AIM OF THE TASK:
Copy the lines holding the word "this", all of them.

GIVEN DATA:
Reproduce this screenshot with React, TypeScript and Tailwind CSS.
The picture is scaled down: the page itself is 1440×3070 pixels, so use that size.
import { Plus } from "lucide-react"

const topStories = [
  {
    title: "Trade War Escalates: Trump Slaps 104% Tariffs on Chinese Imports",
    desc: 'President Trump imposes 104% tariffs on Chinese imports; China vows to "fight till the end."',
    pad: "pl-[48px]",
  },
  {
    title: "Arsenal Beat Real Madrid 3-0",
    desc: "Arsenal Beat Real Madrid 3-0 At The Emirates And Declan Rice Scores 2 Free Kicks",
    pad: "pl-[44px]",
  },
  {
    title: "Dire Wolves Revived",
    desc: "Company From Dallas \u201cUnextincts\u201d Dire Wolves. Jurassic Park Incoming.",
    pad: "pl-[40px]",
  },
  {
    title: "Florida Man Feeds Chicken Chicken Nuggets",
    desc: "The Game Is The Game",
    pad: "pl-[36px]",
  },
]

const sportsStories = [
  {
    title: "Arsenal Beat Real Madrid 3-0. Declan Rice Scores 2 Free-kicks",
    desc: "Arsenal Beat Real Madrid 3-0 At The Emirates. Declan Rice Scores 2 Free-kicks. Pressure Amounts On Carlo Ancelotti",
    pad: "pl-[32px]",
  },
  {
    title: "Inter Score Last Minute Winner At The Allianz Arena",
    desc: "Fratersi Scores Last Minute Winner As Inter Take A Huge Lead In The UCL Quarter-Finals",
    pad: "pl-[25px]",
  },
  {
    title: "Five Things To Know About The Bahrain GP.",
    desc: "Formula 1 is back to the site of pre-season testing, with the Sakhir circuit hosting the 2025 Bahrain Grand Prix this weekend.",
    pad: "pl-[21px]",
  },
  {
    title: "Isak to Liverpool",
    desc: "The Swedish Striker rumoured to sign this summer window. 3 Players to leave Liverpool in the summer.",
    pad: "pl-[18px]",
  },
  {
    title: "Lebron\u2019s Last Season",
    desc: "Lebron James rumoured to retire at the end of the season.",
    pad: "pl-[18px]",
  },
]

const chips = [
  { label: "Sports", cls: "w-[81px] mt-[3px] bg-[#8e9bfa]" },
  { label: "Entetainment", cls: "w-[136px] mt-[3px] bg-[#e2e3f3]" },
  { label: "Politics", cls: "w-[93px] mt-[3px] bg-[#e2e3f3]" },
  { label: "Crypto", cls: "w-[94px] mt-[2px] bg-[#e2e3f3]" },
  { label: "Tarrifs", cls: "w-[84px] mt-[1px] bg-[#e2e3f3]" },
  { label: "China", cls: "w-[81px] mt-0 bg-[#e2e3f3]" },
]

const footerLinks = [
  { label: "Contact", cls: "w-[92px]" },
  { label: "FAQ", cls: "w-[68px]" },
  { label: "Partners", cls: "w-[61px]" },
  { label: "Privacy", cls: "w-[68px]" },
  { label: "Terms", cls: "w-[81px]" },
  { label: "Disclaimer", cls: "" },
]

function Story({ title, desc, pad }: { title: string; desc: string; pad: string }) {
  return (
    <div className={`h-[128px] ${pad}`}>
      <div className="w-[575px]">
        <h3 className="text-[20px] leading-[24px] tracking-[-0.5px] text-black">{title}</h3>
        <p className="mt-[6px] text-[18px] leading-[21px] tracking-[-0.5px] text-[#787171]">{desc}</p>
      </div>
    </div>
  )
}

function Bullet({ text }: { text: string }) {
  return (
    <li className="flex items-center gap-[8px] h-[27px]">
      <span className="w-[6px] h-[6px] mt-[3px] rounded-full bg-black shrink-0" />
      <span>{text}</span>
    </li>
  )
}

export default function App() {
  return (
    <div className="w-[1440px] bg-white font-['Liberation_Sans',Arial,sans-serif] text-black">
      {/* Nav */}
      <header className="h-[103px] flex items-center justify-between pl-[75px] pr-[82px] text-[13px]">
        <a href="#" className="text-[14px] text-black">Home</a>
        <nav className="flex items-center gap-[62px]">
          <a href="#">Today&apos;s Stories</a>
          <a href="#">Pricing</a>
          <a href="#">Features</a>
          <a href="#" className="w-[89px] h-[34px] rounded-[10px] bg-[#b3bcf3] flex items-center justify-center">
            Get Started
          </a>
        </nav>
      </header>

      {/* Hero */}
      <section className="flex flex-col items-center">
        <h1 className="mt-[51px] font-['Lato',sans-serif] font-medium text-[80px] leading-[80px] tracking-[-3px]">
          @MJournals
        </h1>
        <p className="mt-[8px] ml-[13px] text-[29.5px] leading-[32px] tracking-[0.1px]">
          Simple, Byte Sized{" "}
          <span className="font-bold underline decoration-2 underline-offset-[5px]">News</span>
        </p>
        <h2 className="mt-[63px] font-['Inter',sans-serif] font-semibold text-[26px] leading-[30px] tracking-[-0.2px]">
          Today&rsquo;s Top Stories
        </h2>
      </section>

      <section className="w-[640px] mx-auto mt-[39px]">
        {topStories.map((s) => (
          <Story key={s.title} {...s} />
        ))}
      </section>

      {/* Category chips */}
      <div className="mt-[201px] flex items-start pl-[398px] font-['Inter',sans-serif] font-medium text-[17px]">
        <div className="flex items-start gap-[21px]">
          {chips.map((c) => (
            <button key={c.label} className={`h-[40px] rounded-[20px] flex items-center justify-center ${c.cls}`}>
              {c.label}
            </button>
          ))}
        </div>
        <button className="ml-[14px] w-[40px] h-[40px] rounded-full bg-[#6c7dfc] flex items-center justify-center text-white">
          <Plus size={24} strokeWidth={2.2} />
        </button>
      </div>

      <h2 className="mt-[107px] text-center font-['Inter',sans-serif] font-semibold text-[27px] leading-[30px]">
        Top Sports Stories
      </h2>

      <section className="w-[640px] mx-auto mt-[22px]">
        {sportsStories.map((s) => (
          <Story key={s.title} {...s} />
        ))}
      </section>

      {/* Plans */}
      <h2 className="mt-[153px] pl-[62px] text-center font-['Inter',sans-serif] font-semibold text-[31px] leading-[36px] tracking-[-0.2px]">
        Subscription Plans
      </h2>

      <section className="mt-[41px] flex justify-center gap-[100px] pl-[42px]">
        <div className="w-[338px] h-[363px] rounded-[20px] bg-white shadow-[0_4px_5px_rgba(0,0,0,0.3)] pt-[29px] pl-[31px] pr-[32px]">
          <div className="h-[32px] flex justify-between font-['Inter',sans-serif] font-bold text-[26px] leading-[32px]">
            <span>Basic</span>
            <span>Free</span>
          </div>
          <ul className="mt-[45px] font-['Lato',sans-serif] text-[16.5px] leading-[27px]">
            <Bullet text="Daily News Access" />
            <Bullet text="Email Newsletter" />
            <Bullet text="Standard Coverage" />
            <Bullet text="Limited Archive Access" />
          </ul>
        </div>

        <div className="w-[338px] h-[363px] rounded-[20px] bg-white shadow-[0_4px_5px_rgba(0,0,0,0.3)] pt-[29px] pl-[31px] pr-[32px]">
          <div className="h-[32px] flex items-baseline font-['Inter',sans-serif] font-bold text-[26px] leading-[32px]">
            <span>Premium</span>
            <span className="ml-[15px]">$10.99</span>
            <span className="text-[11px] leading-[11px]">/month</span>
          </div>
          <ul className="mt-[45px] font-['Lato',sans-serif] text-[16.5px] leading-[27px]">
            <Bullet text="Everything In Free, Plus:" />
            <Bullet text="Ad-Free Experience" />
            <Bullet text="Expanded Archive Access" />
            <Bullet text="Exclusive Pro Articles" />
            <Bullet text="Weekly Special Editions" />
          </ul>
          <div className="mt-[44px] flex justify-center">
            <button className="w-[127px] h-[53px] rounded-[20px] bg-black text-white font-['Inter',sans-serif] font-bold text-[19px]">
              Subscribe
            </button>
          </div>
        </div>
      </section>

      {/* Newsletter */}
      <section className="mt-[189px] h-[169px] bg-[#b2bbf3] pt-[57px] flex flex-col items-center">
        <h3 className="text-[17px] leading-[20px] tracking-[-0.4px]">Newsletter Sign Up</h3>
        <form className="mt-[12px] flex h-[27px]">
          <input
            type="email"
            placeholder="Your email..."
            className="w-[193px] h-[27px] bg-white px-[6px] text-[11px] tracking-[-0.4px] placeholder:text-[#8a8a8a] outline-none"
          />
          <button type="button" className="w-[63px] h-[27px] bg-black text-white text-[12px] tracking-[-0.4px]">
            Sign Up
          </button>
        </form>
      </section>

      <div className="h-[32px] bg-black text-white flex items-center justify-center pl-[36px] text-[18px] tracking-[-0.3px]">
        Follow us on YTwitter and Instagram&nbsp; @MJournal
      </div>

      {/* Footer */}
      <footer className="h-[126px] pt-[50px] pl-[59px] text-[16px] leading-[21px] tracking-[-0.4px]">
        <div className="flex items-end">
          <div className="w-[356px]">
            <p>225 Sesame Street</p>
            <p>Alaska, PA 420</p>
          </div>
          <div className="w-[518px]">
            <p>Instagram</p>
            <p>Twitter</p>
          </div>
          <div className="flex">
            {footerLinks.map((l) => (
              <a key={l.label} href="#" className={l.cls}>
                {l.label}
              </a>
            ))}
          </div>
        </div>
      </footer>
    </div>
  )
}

THE OUTPUT:
Reproduce this screenshot with React, TypeScript and Tailwind CSS.
    desc: "Formula 1 is back to the site of pre-season testing, with the Sakhir circuit hosting the 2025 Bahrain Grand Prix this weekend.",
    desc: "The Swedish Striker rumoured to sign this summer window. 3 Players to leave Liverpool in the summer.",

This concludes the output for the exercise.